Victory at Sea – death and mayhem on Sunday afternoon TV

Victory at Sea – death and mayhem on Sunday afternoon TV
Image: Bruce Gyngell welcomes Australia to TV on 16 September 1956. This image is thought to be a re-creation made about a year later because nobody had thought to record history in the making.

Our next door neighbours were the first people in Edgar Street, Strathfield to own a television set. I remember being invited in to look at the latest miracle of modern technology probably late in 1956 or early ’57.

Their set was housed in an impressive piece of joinery and it had little doors on the front. When they were closed it looked like a traditional piece of furniture rather than something new that didn’t know how to fit in.

The neighbours were in at the beginning. Mainstream professional television was launched on 16 September, 1956 in Sydney. The new medium was introduced by Bruce Gyngell with the words,”Good evening, and welcome to television.”

Our neighbours were a childless couple. He’d apparently made a lot of money by travelling around south-east Asia buying up equipment the US Army had stockpiled and then abandoned in warehouses in exotic locales like Indonesia (which was apparently a place somewhere north of us that the Dutch had until recently owned) and selling it in Australia. Stuff like Jeeps and bulldozers.

He must have made an awful lot of money because he actually offered to buy us a TV, knowing that dad had pretty severe medical problems as a result of his war service. Dad politely declined.

My parents bought a set made by the venerable British manufacturer Pye, a few months later. The cathode ray tube and cloth-fronted speaker were housed in a glossy plywood cabinet stained a gaudy rosewood colour. For some reason my parents were big on rosewood.

The set was a major investment – the sort of investment that required a lot of dispute and fiscal recalculation. In 1956 a TV cost between 200 and 300 guineas (a guinea was £1 and 1 shilling, and for some obscure reason, related no doubt to prestige, art objects and furniture were usually priced in guineas rather than pounds). At the time the average weekly earnings for a man was £25 (women, if they could get work at all, earned much less) so that a TV cost somewhere between nine and 13 weeks pay for the average male worker.

TV was a whole new medium that had somehow to be filled with content. In the early days most programs were popular radio formats but with pictures. There were a lot of musical varieties and quiz shows – formats long established on radio. The new TV stations just did the same gigs, but live, in front of a camera, because they couldn’t prerecord except on film. They also put lots of old movies to air, which was cheap and easy.

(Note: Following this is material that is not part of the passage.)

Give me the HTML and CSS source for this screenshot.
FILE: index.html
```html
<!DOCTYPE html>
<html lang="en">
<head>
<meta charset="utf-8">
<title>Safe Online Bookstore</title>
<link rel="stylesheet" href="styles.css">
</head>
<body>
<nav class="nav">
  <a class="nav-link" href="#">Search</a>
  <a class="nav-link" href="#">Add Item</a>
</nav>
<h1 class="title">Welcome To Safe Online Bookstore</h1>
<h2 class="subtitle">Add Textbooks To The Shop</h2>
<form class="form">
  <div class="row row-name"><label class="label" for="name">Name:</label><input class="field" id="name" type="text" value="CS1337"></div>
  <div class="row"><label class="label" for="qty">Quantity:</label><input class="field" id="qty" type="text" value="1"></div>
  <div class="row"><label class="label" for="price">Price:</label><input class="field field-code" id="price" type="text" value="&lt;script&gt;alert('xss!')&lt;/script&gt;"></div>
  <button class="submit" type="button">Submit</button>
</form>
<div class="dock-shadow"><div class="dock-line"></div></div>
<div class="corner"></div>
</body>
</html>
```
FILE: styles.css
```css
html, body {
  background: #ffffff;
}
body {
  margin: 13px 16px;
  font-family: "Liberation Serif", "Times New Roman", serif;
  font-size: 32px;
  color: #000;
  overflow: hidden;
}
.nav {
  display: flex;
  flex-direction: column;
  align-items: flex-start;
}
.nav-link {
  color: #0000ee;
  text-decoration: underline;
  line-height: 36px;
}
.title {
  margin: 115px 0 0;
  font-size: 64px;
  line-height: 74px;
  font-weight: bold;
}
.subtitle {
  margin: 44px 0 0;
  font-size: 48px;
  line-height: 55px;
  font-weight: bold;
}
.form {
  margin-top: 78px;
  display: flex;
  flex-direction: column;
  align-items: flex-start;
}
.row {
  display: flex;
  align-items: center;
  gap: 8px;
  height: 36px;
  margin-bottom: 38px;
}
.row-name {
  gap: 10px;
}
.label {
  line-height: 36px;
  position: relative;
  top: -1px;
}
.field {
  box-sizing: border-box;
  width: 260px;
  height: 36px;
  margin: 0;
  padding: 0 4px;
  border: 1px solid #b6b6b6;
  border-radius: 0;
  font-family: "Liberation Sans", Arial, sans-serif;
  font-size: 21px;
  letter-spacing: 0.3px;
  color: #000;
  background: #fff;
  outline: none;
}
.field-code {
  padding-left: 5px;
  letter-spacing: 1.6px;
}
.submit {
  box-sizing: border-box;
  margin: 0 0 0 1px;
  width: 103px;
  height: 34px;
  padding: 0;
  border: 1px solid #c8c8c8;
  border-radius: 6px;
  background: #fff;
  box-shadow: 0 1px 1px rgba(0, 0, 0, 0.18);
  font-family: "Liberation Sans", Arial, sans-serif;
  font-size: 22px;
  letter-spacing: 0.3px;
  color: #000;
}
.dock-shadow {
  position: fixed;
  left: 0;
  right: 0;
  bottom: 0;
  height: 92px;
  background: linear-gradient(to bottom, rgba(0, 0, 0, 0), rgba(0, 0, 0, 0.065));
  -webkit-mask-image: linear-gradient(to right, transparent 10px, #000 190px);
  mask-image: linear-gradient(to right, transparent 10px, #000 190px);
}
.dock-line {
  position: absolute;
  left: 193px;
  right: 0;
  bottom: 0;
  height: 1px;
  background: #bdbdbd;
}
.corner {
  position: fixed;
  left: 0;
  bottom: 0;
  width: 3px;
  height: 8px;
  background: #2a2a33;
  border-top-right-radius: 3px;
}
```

My most vivid memory of early TV is Victory at Sea. This was a mammoth, US-produced, 26-part, half-hour historical documentary series on naval warfare in the Second World War. It ran on Sunday afternoons and it was gripping stuff. I remember what seemed like endless hours of footage – shot by insanely heroic cinematographers on American warships – of Japanese kamikaze pilots flying into a wall of anti-aircraft fire. Mostly they’d die hopelessly, a few hundred metres short of the target. Occasionally they’d get through and explode against the ship. And there was lots of footage of crippled US aircraft coming in to land on heaving carriers, pancaking down, and slewing wildly across on the deck in a shower of sparks, and of great battleships wallowing in the monstrous seas of the North Pacific.

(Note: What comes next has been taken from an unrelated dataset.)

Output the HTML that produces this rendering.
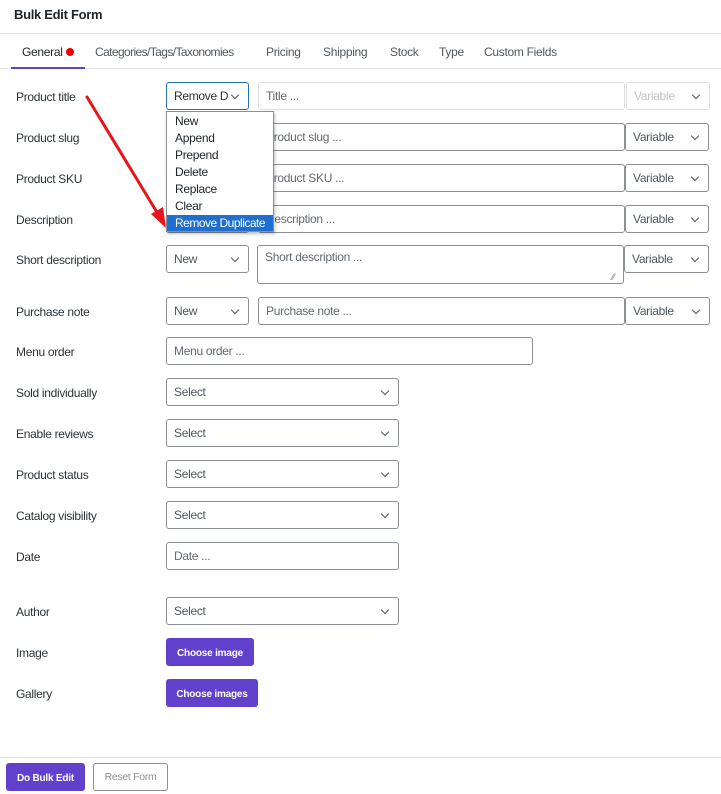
<!DOCTYPE html>
<html><head><meta charset="utf-8"><style>
*{box-sizing:border-box;margin:0;padding:0}
body{width:721px;height:794px;background:#fff;font-family:"Liberation Sans",sans-serif;font-size:12px;color:#3c434a;position:relative;overflow:hidden;letter-spacing:-0.3px}
.a{position:absolute}
.lbl{position:absolute;left:16px;font-size:12px;color:#2c3338}
.box{position:absolute;border:1px solid #8c8f94;border-radius:3px;background:#fff;height:28px;padding:0 7px;line-height:26px;font-size:12px;color:#50575e;white-space:nowrap;overflow:hidden}
.sel::after{content:"";position:absolute;right:10px;top:9px;width:5px;height:5px;border-right:1.3px solid #50575e;border-bottom:1.3px solid #50575e;transform:rotate(45deg)}
.ph{color:#646970}
.tab{position:absolute;top:44px;height:16px;line-height:16px;font-size:12px;color:#50575e;white-space:nowrap}
.btn{position:absolute;background:#6140cc;color:#fff;font-weight:bold;font-size:10px;border-radius:3px;height:28px;display:flex;align-items:center;justify-content:center;letter-spacing:-0.2px;padding-top:2px}
.dd div{height:17px;line-height:17px;padding-left:8px;font-size:12px;color:#1d2327;white-space:nowrap}
</style></head><body>
<div class="a" style="left:14px;top:7px;font-size:13px;font-weight:bold;color:#1d2327">Bulk Edit Form</div>
<div class="a" style="left:0;top:33px;width:721px;height:1px;background:#e5e5e5"></div>
<div class="tab" style="left:22px;color:#1d2327">General</div>
<div class="a" style="left:66px;top:48px;width:8px;height:8px;border-radius:50%;background:#e00"></div>
<div class="tab" style="left:95px;letter-spacing:-0.6px">Categories/Tags/Taxonomies</div>
<div class="tab" style="left:266px">Pricing</div>
<div class="tab" style="left:323px">Shipping</div>
<div class="tab" style="left:390px">Stock</div>
<div class="tab" style="left:439px">Type</div>
<div class="tab" style="left:484px">Custom Fields</div>
<div class="a" style="left:0;top:68px;width:721px;height:1px;background:#e5e5e5"></div>
<div class="a" style="left:11px;top:67px;width:74px;height:2px;background:#6140cc"></div>

<div class="lbl" style="top:90px">Product title</div>
<div class="lbl" style="top:131px">Product slug</div>
<div class="lbl" style="top:172px">Product SKU</div>
<div class="lbl" style="top:213px">Description</div>
<div class="lbl" style="top:253px">Short description</div>
<div class="lbl" style="top:305px">Purchase note</div>
<div class="lbl" style="top:345px">Menu order</div>
<div class="lbl" style="top:386px">Sold individually</div>
<div class="lbl" style="top:427px">Enable reviews</div>
<div class="lbl" style="top:468px">Product status</div>
<div class="lbl" style="top:509px">Catalog visibility</div>
<div class="lbl" style="top:550px">Date</div>
<div class="lbl" style="top:605px">Author</div>
<div class="lbl" style="top:646px">Image</div>
<div class="lbl" style="top:687px">Gallery</div>

<div class="box sel" style="left:166px;top:82px;width:83px;border-color:#2271b1;color:#2c3338"><span style="display:block;width:55px;overflow:hidden">Remove Duplicate</span></div>
<div class="box ph" style="left:258px;top:82px;width:367px;border-color:#e0e0e0">Title ...</div>
<div class="box sel" style="left:626px;top:82px;width:84px;border-color:#e0e0e0;color:#c3c4c7">Variable</div>
<div class="box" style="left:166px;top:123px;width:83px"></div>
<div class="box ph" style="left:258px;top:123px;width:367px">Product slug ...</div>
<div class="box sel" style="left:625px;top:123px;width:84px">Variable</div>
<div class="box" style="left:166px;top:164px;width:83px"></div>
<div class="box ph" style="left:258px;top:164px;width:367px">Product SKU ...</div>
<div class="box sel" style="left:625px;top:164px;width:84px">Variable</div>
<div class="box" style="left:166px;top:205px;width:83px"></div>
<div class="box ph" style="left:258px;top:205px;width:367px">Description ...</div>
<div class="box sel" style="left:625px;top:205px;width:84px">Variable</div>
<div class="box sel" style="left:166px;top:245px;width:83px">New</div>
<div class="box ph" style="left:257px;top:245px;width:367px;height:39px;line-height:22px">Short description ...</div>
<div class="a" style="left:612px;top:272px;font-size:9px;color:#777">⁄⁄</div>
<div class="box sel" style="left:624px;top:245px;width:85px">Variable</div>
<div class="box sel" style="left:166px;top:297px;width:83px">New</div>
<div class="box ph" style="left:258px;top:297px;width:367px">Purchase note ...</div>
<div class="box sel" style="left:625px;top:297px;width:85px">Variable</div>
<div class="box ph" style="left:166px;top:337px;width:367px">Menu order ...</div>
<div class="box sel" style="left:166px;top:378px;width:233px">Select</div>
<div class="box sel" style="left:166px;top:419px;width:233px">Select</div>
<div class="box sel" style="left:166px;top:460px;width:233px">Select</div>
<div class="box sel" style="left:166px;top:501px;width:233px">Select</div>
<div class="box ph" style="left:166px;top:542px;width:233px">Date ...</div>
<div class="box sel" style="left:166px;top:597px;width:233px">Select</div>
<div class="btn" style="left:166px;top:638px;width:88px">Choose image</div>
<div class="btn" style="left:166px;top:679px;width:92px">Choose images</div>

<div class="a dd" style="left:166px;top:111px;width:108px;height:121px;background:#fff;border:1px solid #8c8f94;box-shadow:1px 2px 3px rgba(0,0,0,.25);padding-top:1px;overflow:hidden">
<div>New</div><div>Append</div><div>Prepend</div><div>Delete</div><div>Replace</div><div>Clear</div><div style="background:#1f6fd0;color:#fff;letter-spacing:-0.5px">Remove Duplicate</div>
</div>

<svg class="a" style="left:0;top:0" width="721" height="794">
<line x1="87" y1="97" x2="158" y2="214" stroke="#e8141b" stroke-width="3" stroke-linecap="round"/>
<polygon points="166,228 151,214 163,207" fill="#e8141b"/>
</svg>

<div class="a" style="left:0;top:757px;width:721px;height:1px;background:#e0e0e0"></div>
<div class="btn" style="left:6px;top:763px;width:79px">Do Bulk Edit</div>
<div class="a" style="left:93px;top:763px;width:75px;height:28px;border:1px solid #8c8f94;border-radius:3px;text-align:center;line-height:26px;font-size:10.5px;color:#8c8f94">Reset Form</div>
</body></html>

I have a personal theory that in Blade Runner, the dying replicant, Roy Batty’s, famous soliloquy,

“I’ve … seen things you people wouldn’t believe … Attack ships on fire off the shoulder of Orion. All those moments will be lost in time, like tears in rain. Time to die …” was probably inspired by the footage from Victory at Sea, images that burned themselves into the consciousness of a generation.

Every Sunday afternoon, in the year that Victory at Sea went to air on the ABC, the whole family, including pets – the dogs, the galah, and Bun the white rabbit, plus a few of the neighbourhood kids who didn’t yet have TV – would all crowd on the lounge or sprawl across the rug and sit through a gruelling half-hour of high-tech death and mayhem. Victory at Sea was simply the best show in town. The animals were there mostly because we were there, but strangely, the only one who actually took any interest in what was going on on the screen was the rabbit, who could lie, fascinated, in front of the TV, all by himself.

In 1956 when the first programs went to air, around one per cent of Sydneysiders owned a set. But an astounding five percent of Melbournians did. I think that’s something to do with people staying at home more because of Melbourne’s terrible weather. But in both cities, within ten years, 95 per cent of households had a TV. Over the next few years suburban cinemas closed down all over Sydney.